I am also attaching my htop output on the server just in case you are interested.

Hi,

Looking at your logs, the errors that Im seeing are timeout exceptions: java.util.concurrent.TimeoutException: Idle timeout expired: 300000/300000 ms

It’s a 5 minute timeout which matches your config value for completionTimeout. There are lots of idle timeout check before the log reaches TimeoutException.

From the docs https://druid.apache.org/docs/latest/development/extensions-core/kafka-ingestion.html, the definition of completionTimeout is “The length of time to wait before declaring a publishing task as failed and terminating it.”, so my thinking is that it might be normal for the task to fail if it reaches the completionTimeout specified in the config?

completionTimeout
ISO8601 Period
The length of time to wait before declaring a publishing task as failed and terminating it. If this is set too low, your tasks may never publish. The publishing clock for a task begins roughly after taskDuration elapses.
no (default == PT30M)

I increase the timeout value and it helped but I am looking at my coordinator and wondering why I have so many partitions when my segment granularity is HOUR, task duration is 5 min and completionTimeout is 10 minutes.

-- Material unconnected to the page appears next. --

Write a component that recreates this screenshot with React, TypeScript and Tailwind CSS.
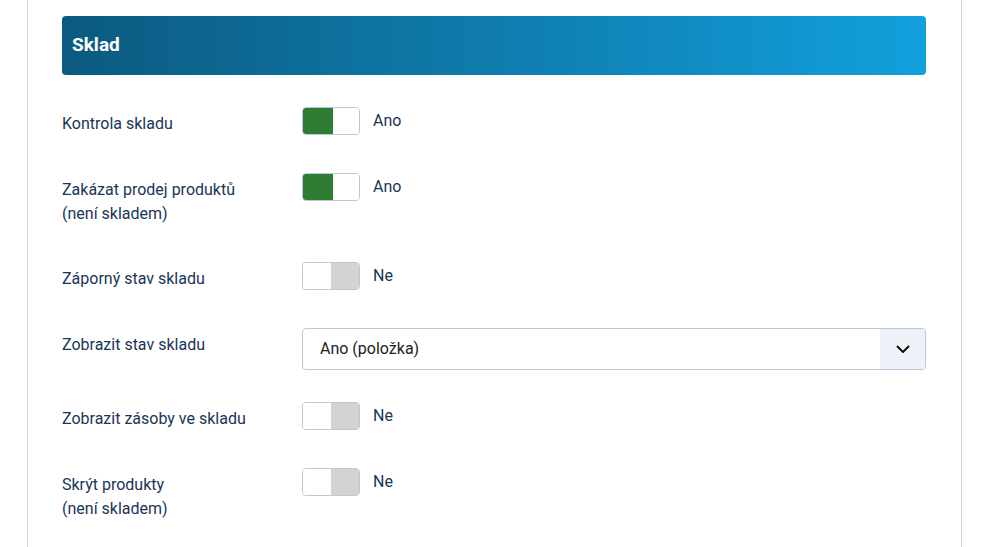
import React from "react";

function Toggle({ on }: { on: boolean }) {
  return (
    <div className="flex items-center gap-[13px]">
      <div className="flex h-[28px] w-[58px] overflow-hidden rounded-[4px] border border-[#b9c9dd]">
        {on ? (
          <>
            <div className="w-[30px] bg-[#2e7d32]" />
            <div className="flex-1 bg-white" />
          </>
        ) : (
          <>
            <div className="w-[28px] bg-white" />
            <div className="flex-1 bg-[#d3d3d3]" />
          </>
        )}
      </div>
      <span className="text-[16px] leading-[24px] text-[#1a3556]">{on ? "Ano" : "Ne"}</span>
    </div>
  );
}

function Row({ label, children, h }: { label: React.ReactNode; children: React.ReactNode; h: string }) {
  return (
    <div className={`flex ${h}`}>
      <div className="w-[240px] pt-[5px] text-[16px] leading-[24px] text-[#1a3556]">{label}</div>
      <div className="flex-1">{children}</div>
    </div>
  );
}

export default function App() {
  return (
    <div className="h-[547px] w-[983px] overflow-hidden bg-white" style={{ fontFamily: "Roboto, 'Noto Sans', sans-serif" }}>
      <div className="ml-[27px] h-full w-[935px] border-x border-[#c9d3e1] pl-[34px] pr-[35px] pt-[16px]">
        <div className="flex h-[59px] items-center rounded-[4px] bg-gradient-to-r from-[#0b5a80] to-[#12a0dd] px-[10px]">
          <span className="text-[19px] font-bold text-white">Sklad</span>
        </div>
        <div className="mt-[32px] flex flex-col">
          <Row h="h-[66px]" label="Kontrola skladu">
            <Toggle on />
          </Row>
          <Row h="h-[89px]" label={<>Zakázat prodej produktů<br />(není skladem)</>}>
            <Toggle on />
          </Row>
          <Row h="h-[66px]" label="Záporný stav skladu">
            <Toggle on={false} />
          </Row>
          <Row h="h-[74px]" label="Zobrazit stav skladu">
            <div className="flex h-[42px] items-stretch overflow-hidden rounded-[4px] border border-[#b9c9dd]">
              <div className="flex flex-1 items-center pl-[17px] text-[16px] text-[#222222]">Ano (položka)</div>
              <div className="flex w-[45px] items-center justify-center bg-[#eef2f8]">
                <svg width="14" height="9" viewBox="0 0 14 9" fill="none">
                  <path d="M1.5 1.5L7 7L12.5 1.5" stroke="#111" strokeWidth="2" strokeLinecap="round" strokeLinejoin="round" />
                </svg>
              </div>
            </div>
          </Row>
          <Row h="h-[66px]" label="Zobrazit zásoby ve skladu">
            <Toggle on={false} />
          </Row>
          <Row h="h-[60px]" label={<>Skrýt produkty<br />(není skladem)</>}>
            <Toggle on={false} />
          </Row>
        </div>
      </div>
    </div>
  );
}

I thought with 5 minute task duration I would have 12 segments per hour but I have 51. (Please see attached)

"granularitySpec": {

"type": “uniform”,

"segmentGranularity": “hour”,

"queryGranularity": “NONE”,

"rollup": false

}

},

"tuningConfig": {

"type": “kafka”,

"reportParseExceptions": false,

"maxRowsInMemory": 1000000,

"maxRowsPerSegment": 5000000,

"maxTotalRows": 5000000

},

"ioConfig": {

"topic": “topic”,

"taskCount": 4,

"replicas": 1,

"taskDuration": “PT5M”,

"completionTimeout": “PT10M”,

"consumerProperties": {

"bootstrap.servers": "XXXXXXX:9092"

}

}

}

My average message rate in kafka is about 1 million per minute. Is this normal?